• WORK INSTRUCTIONS:
Pictures excluded, return the lines below from the first through the line holding "const [active, setActive]".

---------------

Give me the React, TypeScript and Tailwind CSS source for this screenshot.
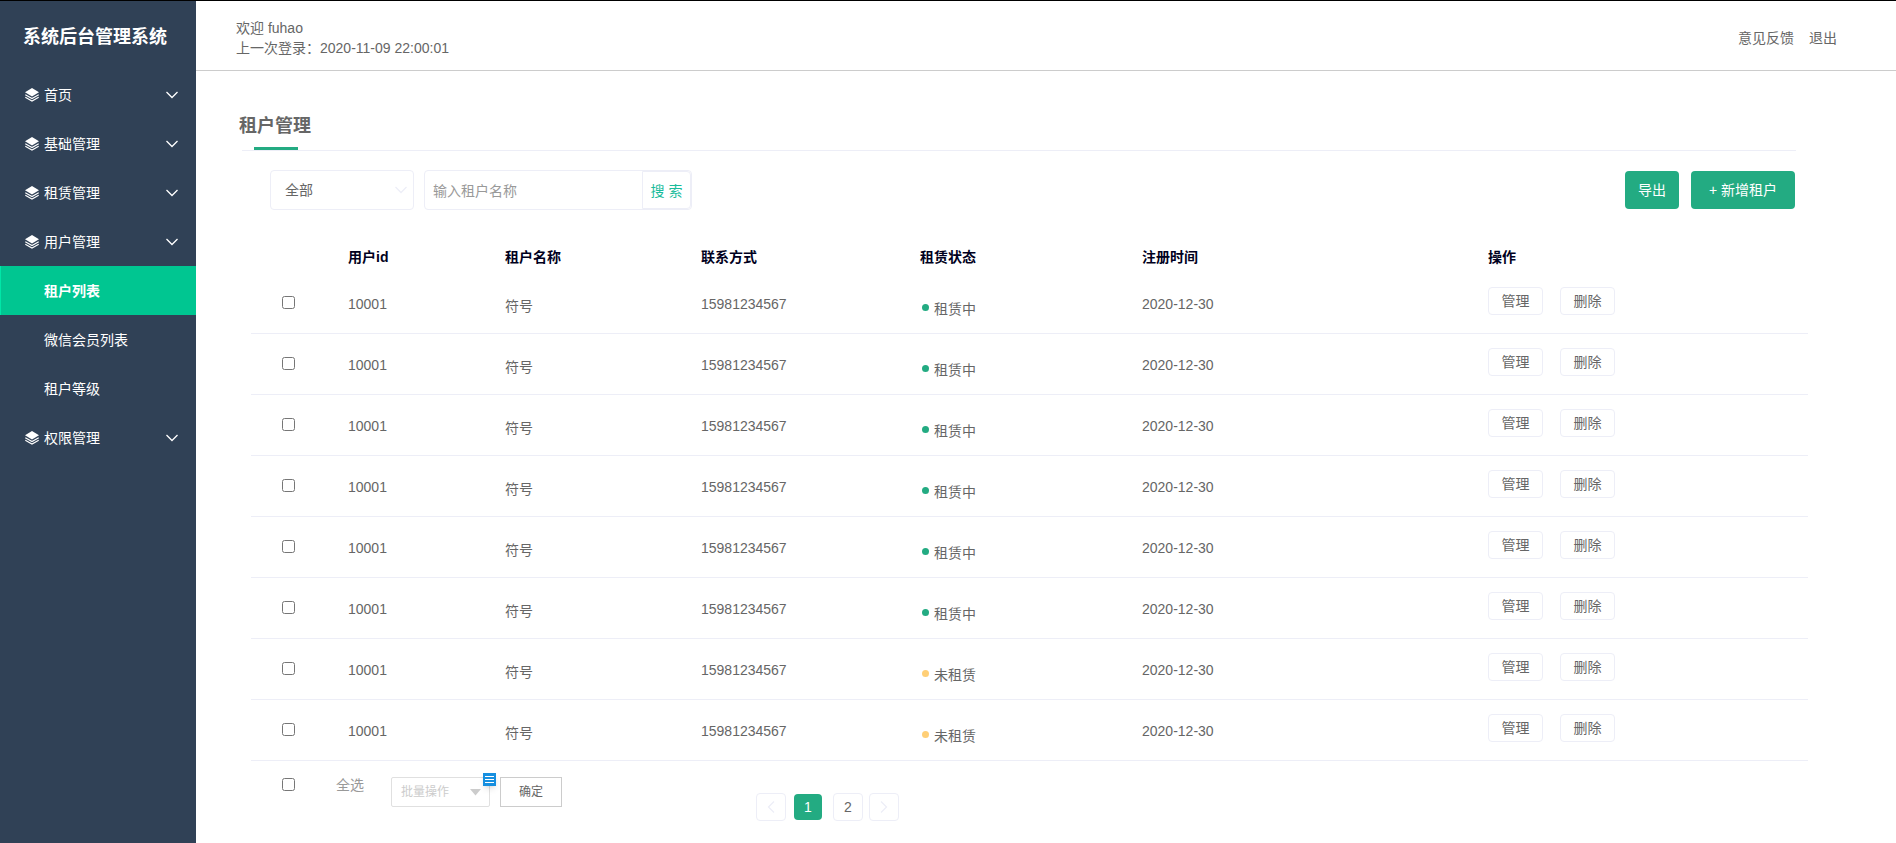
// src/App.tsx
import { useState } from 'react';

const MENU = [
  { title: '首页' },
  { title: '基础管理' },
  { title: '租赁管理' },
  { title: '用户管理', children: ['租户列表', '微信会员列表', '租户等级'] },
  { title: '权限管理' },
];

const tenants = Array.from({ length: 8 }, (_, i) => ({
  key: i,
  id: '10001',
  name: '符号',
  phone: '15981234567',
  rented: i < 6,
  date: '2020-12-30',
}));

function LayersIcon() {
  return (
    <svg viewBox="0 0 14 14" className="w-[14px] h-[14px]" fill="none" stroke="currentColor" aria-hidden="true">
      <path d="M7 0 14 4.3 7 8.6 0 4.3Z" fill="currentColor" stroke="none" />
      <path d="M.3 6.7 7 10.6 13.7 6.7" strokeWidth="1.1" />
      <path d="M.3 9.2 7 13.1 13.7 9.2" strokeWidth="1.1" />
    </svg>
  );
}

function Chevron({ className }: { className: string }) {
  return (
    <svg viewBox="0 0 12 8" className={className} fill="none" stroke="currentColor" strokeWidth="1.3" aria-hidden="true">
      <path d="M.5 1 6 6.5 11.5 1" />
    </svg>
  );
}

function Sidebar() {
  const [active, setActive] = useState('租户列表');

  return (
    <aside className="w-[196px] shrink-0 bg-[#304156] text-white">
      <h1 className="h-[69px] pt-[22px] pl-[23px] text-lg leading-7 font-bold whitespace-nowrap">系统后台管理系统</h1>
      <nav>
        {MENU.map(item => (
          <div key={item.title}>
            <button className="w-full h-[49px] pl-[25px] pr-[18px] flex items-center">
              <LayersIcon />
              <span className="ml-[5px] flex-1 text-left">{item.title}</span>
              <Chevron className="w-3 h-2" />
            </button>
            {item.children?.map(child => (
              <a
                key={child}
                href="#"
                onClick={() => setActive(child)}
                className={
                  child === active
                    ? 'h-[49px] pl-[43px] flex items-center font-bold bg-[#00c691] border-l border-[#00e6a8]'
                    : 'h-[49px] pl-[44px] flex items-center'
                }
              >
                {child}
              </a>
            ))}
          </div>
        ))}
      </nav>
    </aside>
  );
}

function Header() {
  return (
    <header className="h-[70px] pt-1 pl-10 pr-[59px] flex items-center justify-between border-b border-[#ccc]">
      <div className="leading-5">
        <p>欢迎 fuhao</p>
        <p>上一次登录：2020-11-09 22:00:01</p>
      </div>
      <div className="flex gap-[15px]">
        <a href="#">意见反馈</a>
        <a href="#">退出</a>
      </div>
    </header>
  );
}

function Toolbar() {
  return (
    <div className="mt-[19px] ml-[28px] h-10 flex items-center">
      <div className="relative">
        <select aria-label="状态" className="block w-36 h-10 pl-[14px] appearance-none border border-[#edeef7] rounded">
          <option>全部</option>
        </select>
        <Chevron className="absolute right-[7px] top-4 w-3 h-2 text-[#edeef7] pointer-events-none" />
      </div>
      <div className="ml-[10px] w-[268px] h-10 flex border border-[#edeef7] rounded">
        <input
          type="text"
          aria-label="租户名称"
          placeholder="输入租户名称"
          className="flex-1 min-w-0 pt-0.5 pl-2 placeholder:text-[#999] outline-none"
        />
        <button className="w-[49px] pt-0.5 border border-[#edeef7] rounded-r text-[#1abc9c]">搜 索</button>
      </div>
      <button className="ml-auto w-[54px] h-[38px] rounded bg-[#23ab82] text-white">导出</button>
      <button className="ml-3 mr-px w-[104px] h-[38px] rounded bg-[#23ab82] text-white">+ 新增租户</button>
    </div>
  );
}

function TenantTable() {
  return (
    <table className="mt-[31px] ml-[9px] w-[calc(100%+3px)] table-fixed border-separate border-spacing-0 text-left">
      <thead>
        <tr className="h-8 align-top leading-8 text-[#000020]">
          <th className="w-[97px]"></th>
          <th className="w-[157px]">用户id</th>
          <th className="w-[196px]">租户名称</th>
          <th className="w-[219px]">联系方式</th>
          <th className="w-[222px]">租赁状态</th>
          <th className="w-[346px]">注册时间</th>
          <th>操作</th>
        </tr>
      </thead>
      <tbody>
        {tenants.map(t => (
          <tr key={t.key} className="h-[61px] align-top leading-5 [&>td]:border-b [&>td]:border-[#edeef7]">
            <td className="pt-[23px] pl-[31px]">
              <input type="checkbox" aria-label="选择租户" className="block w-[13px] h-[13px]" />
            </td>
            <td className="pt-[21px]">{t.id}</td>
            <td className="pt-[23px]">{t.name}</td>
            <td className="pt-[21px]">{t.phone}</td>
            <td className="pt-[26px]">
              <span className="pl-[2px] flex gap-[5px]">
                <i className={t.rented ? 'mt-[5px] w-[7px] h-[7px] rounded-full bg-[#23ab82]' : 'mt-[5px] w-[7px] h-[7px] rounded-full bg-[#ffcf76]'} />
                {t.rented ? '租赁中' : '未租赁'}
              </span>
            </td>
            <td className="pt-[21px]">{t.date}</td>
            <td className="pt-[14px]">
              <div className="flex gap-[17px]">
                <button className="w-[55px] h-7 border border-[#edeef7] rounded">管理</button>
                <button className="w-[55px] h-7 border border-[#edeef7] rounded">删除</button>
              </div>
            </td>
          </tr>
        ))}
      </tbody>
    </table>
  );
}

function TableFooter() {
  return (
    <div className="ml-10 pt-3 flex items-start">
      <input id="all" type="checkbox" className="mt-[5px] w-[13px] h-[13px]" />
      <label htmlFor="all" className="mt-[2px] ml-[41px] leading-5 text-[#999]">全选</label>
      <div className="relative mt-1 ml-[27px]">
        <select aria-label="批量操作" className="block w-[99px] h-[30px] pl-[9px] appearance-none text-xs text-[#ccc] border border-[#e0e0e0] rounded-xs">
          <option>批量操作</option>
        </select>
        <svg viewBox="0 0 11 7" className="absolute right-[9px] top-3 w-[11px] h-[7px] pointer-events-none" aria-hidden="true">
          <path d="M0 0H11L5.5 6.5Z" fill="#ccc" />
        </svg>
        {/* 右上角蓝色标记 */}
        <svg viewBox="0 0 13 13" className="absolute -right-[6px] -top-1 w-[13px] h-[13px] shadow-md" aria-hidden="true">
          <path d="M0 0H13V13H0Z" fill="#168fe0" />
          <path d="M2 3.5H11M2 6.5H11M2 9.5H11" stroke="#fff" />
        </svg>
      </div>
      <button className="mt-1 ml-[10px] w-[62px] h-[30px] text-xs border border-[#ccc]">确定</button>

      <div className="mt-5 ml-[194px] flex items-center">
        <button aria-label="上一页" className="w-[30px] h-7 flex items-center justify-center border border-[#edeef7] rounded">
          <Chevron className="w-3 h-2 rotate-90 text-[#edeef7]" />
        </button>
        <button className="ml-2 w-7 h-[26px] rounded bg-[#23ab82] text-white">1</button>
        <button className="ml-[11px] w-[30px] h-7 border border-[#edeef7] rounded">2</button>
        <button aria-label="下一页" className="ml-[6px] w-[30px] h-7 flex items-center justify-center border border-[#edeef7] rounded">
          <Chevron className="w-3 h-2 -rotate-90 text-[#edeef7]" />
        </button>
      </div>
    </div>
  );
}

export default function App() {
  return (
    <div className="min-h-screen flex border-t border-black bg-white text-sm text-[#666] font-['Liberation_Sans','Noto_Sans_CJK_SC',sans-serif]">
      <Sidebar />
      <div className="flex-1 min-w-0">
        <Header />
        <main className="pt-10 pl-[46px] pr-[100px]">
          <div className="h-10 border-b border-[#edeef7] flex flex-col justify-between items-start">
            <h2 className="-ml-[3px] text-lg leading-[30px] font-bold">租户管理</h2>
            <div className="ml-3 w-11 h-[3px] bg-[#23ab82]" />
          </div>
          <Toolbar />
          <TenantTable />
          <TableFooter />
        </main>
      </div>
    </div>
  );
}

---------------

• COMPLETE OUTPUT:
Give me the React, TypeScript and Tailwind CSS source for this screenshot.
// src/App.tsx
import { useState } from 'react';

const MENU = [
  { title: '首页' },
  { title: '基础管理' },
  { title: '租赁管理' },
  { title: '用户管理', children: ['租户列表', '微信会员列表', '租户等级'] },
  { title: '权限管理' },
];

const tenants = Array.from({ length: 8 }, (_, i) => ({
  key: i,
  id: '10001',
  name: '符号',
  phone: '15981234567',
  rented: i < 6,
  date: '2020-12-30',
}));

function LayersIcon() {
  return (
    <svg viewBox="0 0 14 14" className="w-[14px] h-[14px]" fill="none" stroke="currentColor" aria-hidden="true">
      <path d="M7 0 14 4.3 7 8.6 0 4.3Z" fill="currentColor" stroke="none" />
      <path d="M.3 6.7 7 10.6 13.7 6.7" strokeWidth="1.1" />
      <path d="M.3 9.2 7 13.1 13.7 9.2" strokeWidth="1.1" />
    </svg>
  );
}

function Chevron({ className }: { className: string }) {
  return (
    <svg viewBox="0 0 12 8" className={className} fill="none" stroke="currentColor" strokeWidth="1.3" aria-hidden="true">
      <path d="M.5 1 6 6.5 11.5 1" />
    </svg>
  );
}

function Sidebar() {
  const [active, setActive] = useState('租户列表');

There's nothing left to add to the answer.